Despite his fortune which had been made using them, Robert Peel II became a strong supported of causes to improve working conditions and to better provide for the most vulnerable. In 1802, he was largely responsible for the Health and Safety of Apprentices Act, which limited the working hours of cotton-mill workers to a maximum of 12 hours a day.

Sir Robert Peel II died at his Drayton Manor home on 3rd March, 1830.

Robert Peel III (2nd Baronet)
The next Robert Peel, born in 1788 near Bury in Lancashire, was the oldest boy and third of eleven children to Robert Peel (1st Baronet).

Educated at Harrow, Young Robert Peel, for the second generation in a row, bettered even his father’s phenomenal success. Eventually, he bought Wilkes’ share of the business. In place of his father’s manor house, he had the magnifient Drayton Manor mansion built by Robert Smirke, one of the most fashionable architects of the time, with the extensive grounds designed by William Gilpin, a great landscape gardener of the time.

He also went on to represent Tamworth in parliament in 1809. Eventually, he became Home Secretary, where he was most famously instrumental in creating the police force (hence the terms ‘Bobby’ and ‘Peeler’). For the short period from 10 December 1834 to 8 April 1835, he became Conservative Prime Minister of the United Kingdom, and again from 30 August 1841 to 29 June 1846.

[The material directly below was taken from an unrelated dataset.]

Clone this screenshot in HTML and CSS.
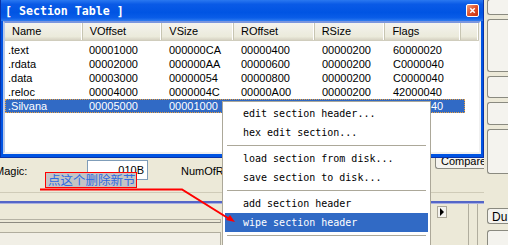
FILE: index.html
```html
<!DOCTYPE html>
<html>
<head>
<meta charset="utf-8">
<link rel="stylesheet" href="styles.css">
</head>
<body>
<div class="app">
  <div class="main">
    <div class="win">
      <div class="titlebar">
        <span class="title">[ Section Table ]</span>
        <span class="close"><svg width="12" height="12" viewBox="0 0 12 12"><path d="M3 3 L9 9 M9 3 L3 9" stroke="#fff" stroke-width="2" fill="none"/></svg></span>
      </div>
      <div class="list">
        <div class="hdr">
          <div class="hc w1">Name</div><div class="hc w2">VOffset</div><div class="hc w3">VSize</div><div class="hc w4">ROffset</div><div class="hc w5">RSize</div><div class="hc w6">Flags</div><div class="hc w7"></div>
        </div>
        <div class="row"><span class="w1">.text</span><span class="w2">00001000</span><span class="w3">000000CA</span><span class="w4">00000400</span><span class="w5">00000200</span><span class="w6">60000020</span></div>
        <div class="row"><span class="w1">.rdata</span><span class="w2">00002000</span><span class="w3">000000AA</span><span class="w4">00000600</span><span class="w5">00000200</span><span class="w6">C0000040</span></div>
        <div class="row"><span class="w1">.data</span><span class="w2">00003000</span><span class="w3">00000054</span><span class="w4">00000800</span><span class="w5">00000200</span><span class="w6">C0000040</span></div>
        <div class="row"><span class="w1">.reloc</span><span class="w2">00004000</span><span class="w3">0000004C</span><span class="w4">00000A00</span><span class="w5">00000200</span><span class="w6">42000040</span></div>
        <div class="row sel"><span class="w1">.Silvana</span><span class="w2">00005000</span><span class="w3">00001000</span><span class="w4">00000C00</span><span class="w5">00000200</span><span class="w6">E0000040</span></div>
      </div>
    </div>
    <div class="panel">
      <div class="fields">
        <span class="lbl">Magic:</span>
        <span class="input">010B</span>
        <span class="lbl2">NumOfRvaAndSizes:</span>
        <span class="cmp">Compare</span>
      </div>
      <div class="bluebar"></div>
      <div class="bottom">
        <div class="bl">
          <div class="grooves"></div>
          <div class="lower"></div>
        </div>
        <div class="bmid"></div>
        <div class="br">
          <span class="arr"><svg width="6" height="8" viewBox="0 0 6 8"><path d="M1 0 L5 4 L1 8 Z" fill="#000"/></svg></span>
          <span class="vl v1"></span>
          <span class="vl v2"></span>
        </div>
      </div>
    </div>
  </div>
  <div class="side">
    <div class="sbtn b1"></div>
    <div class="sbtn b2"></div>
    <div class="sbtn b3"></div>
    <div class="sbtn b4"></div>
    <div class="sbtn b5"></div>
    <div class="sbtn b6">Du</div>
    <div class="sbtn b7"></div>
  </div>
</div>

<div class="menu">
  <div class="mi">edit section header...</div>
  <div class="mi">hex edit section...</div>
  <div class="msep"></div>
  <div class="mi">load section from disk...</div>
  <div class="mi">save section to disk...</div>
  <div class="msep"></div>
  <div class="mi">add section header</div>
  <div class="mi hot">wipe section header</div>
  <div class="msep"></div>
  <div class="mi">&nbsp;</div>
</div>

<div class="note">点这个删除新节</div>
<svg class="arrow" width="508" height="245" viewBox="0 0 508 245">
  <polyline points="40,189.5 182,189.5 231,220" fill="none" stroke="#f00" stroke-width="2"/>
  <polygon points="235,222 226,220 230,215" fill="#f00"/>
</svg>
</body>
</html>
```

FILE: styles.css
```css
* { box-sizing: border-box; }
html, body { margin: 0; padding: 0; }
body {
  width: 508px;
  height: 245px;
  overflow: hidden;
  background: #ece9d8;
  font-family: "Liberation Sans", Arial, sans-serif;
  font-size: 11px;
  color: #000;
  position: relative;
}
.app { display: flex; width: 508px; height: 245px; }
.main { width: 484px; display: flex; flex-direction: column; }
.win {
  position: relative;
  z-index: 2;
  height: 158px;
  background: #0054e3;
  border: 1px solid #0831a8;
  border-top: none;
  display: flex;
  flex-direction: column;
  padding: 0 2px 3px 2px;
}
.titlebar {
  height: 21px;
  margin: 0 -2px;
  background: linear-gradient(#2a78f0 0%, #0a5ae6 20%, #0054e3 60%, #0a5de8 85%, #2f7cf0 100%);
  display: flex;
  align-items: center;
  justify-content: space-between;
  padding: 0 4px 0 4px;
}
.title {
  font-family: "DejaVu Sans Mono", monospace;
  font-weight: bold;
  font-size: 11.6px;
  color: #fff;
  white-space: pre;
}
.close {
  width: 13px; height: 13px;
  background: linear-gradient(135deg, #f0a080, #e0502a 50%, #c83010);
  border: 1px solid #fff;
  border-radius: 2px;
  display: flex; align-items: center; justify-content: center;
}
.close svg { width: 9px; height: 9px; }
.list {
  flex: 1;
  background: #fff;
  border: 2px solid;
  border-color: #7a96df #f0f0f0 #f0f0f0 #b8c8e8;
  overflow: hidden;
}
.hdr {
  display: flex;
  height: 18px;
  background: linear-gradient(#f4f3ee, #ebeadb 80%, #d6d2c2);
  border-bottom: 1px solid #d0cdbd;
}
.hc {
  padding-left: 7px;
  line-height: 17px;
  border-right: 1px solid #c7c5b2;
  box-shadow: inset -1px 0 0 #fff;
}
.w1 { width: 78px; }
.w2 { width: 80px; }
.w3 { width: 72px; }
.w4 { width: 81px; }
.w5 { width: 71px; }
.w6 { width: 76px; }
.w7 { width: 18px; }
.row {
  display: flex;
  height: 14px;
  line-height: 14px;
  width: 460px;
}
.hdr + .row { margin-top: 2px; }
.row span { padding-left: 6px; white-space: nowrap; }
.row span.w1 { padding-left: 3px; }
.row.sel {
  background: #316ac5;
  color: #fff;
  outline: 1px dotted #e8a040;
  outline-offset: -1px;
}
.panel { flex: 1; display: flex; flex-direction: column; }
.fields {
  height: 35px;
  display: flex;
  align-items: flex-start;
  border-bottom: 1px solid #cfcbb8;
}
.lbl { margin-left: -5px; margin-top: 7px; width: 92px; }
.input {
  margin-top: 2px;
  width: 61px;
  height: 20px;
  background: #fff;
  border: 1px solid #7f9db9;
  text-align: right;
  padding-right: 3px;
  line-height: 18px;
}
.lbl2 { margin-left: 33px; margin-top: 7px; white-space: nowrap; }
.cmp {
  margin-left: auto;
  margin-top: -12px;
  width: 49px;
  height: 23px;
  background: #f4f3ee;
  border: 1px solid #8a8a80;
  border-right: none;
  border-radius: 3px 0 0 3px;
  padding: 8px 0 0 5px;
  line-height: 12px;
  white-space: nowrap;
  overflow: hidden;
}
.bluebar {
  margin-top: 8px;
  height: 3px;
  border-top: 2px solid #5466c8;
  border-bottom: 1px solid #a9b0e0;
}
.bottom { flex: 1; display: flex; }
.bl {
  width: 221px;
  display: flex;
  flex-direction: column;
}
.grooves {
  margin-top: 15px;
  height: 4px;
  border-top: 1px solid #b5b2a4;
  border-bottom: 1px solid #8c8a80;
  border-right: 1px solid #b5b2a4;
}
.lower {
  margin-top: 9px;
  border-top: 1px solid #b0ad9e;
  border-right: 1px solid #b0ad9e;
  flex: 1;
  background: #f1efe6;
}
.bmid { flex: 1; }
.br {
  width: 52px;
  display: flex;
  align-items: flex-start;
  padding-left: 5px;
}
.arr {
  margin-top: 2px;
  width: 10px;
  height: 12px;
  background: #f4f3ee;
  border: 1px solid #aca899;
  display: flex;
  align-items: center;
  justify-content: center;
}
.vl {
  align-self: stretch;
  width: 1px;
  background: #b0ad9e;
}
.v1 { margin-left: 21px; }
.v2 { margin-left: 8px; }
.side {
  width: 24px;
  display: flex;
  flex-direction: column;
  padding: 0 0 0 3px;
  gap: 4px;
}
.sbtn {
  background: #f4f3ee;
  border: 1px solid #8a8a80;
  border-right: none;
  border-radius: 3px 0 0 3px;
  font-size: 12px;
  padding: 2px 4px;
  flex-shrink: 0;
}
.b1 { height: 16px; margin-top: -1px; }
.b2 { height: 53px; }
.b3 { height: 22px; }
.b4 { height: 23px; }
.b5 { height: 45px; }
.b6 { height: 16px; margin-top: 30px; line-height: 12px; }
.b7 { height: 20px; margin-top: 2px; }

.menu {
  position: absolute;
  z-index: 10;
  left: 222px;
  top: 101px;
  width: 209px;
  height: 160px;
  background: #fff;
  border: 1px solid #aca899;
  padding: 2px 2px;
  font-family: "DejaVu Sans Mono", monospace;
  font-size: 10px;
}
.mi {
  height: 19px;
  line-height: 19px;
  padding-left: 18px;
  white-space: pre;
}
.mi.hot { background: #316ac5; color: #fff; }
.msep {
  height: 8px;
  border-bottom: 1px solid #aca899;
  margin: 0 2px 0 2px;
  transform: translateY(-4px);
  margin-bottom: -1px;
}
.note {
  position: absolute;
  z-index: 11;
  left: 45px;
  top: 172px;
  width: 92px;
  height: 16px;
  border: 1px solid #f00;
  background: #c4c4c4;
  color: #2f6be0;
  font-family: "Noto Sans CJK SC", sans-serif;
  font-size: 12.5px;
  line-height: 14px;
  padding-left: 2px;
  white-space: nowrap;
}
.arrow { position: absolute; z-index: 12; left: 0; top: 0; pointer-events: none; }
```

Sir Robert was killed following a fall from his horse on Constitution Hill in London and was buried in the small parish church at Drayton. His statue stands in the Market Place at Tamworth.

More Robert Peels
There were six baronets all together, all named Sir Robert Peel, until the direct line ended in 1942. The title was then transferred to a younger branch of the family and the present Earl Peel is the third Earl, fourth Viscount and eighth Baronet.

All due in part to the success of a small mill in Winshill!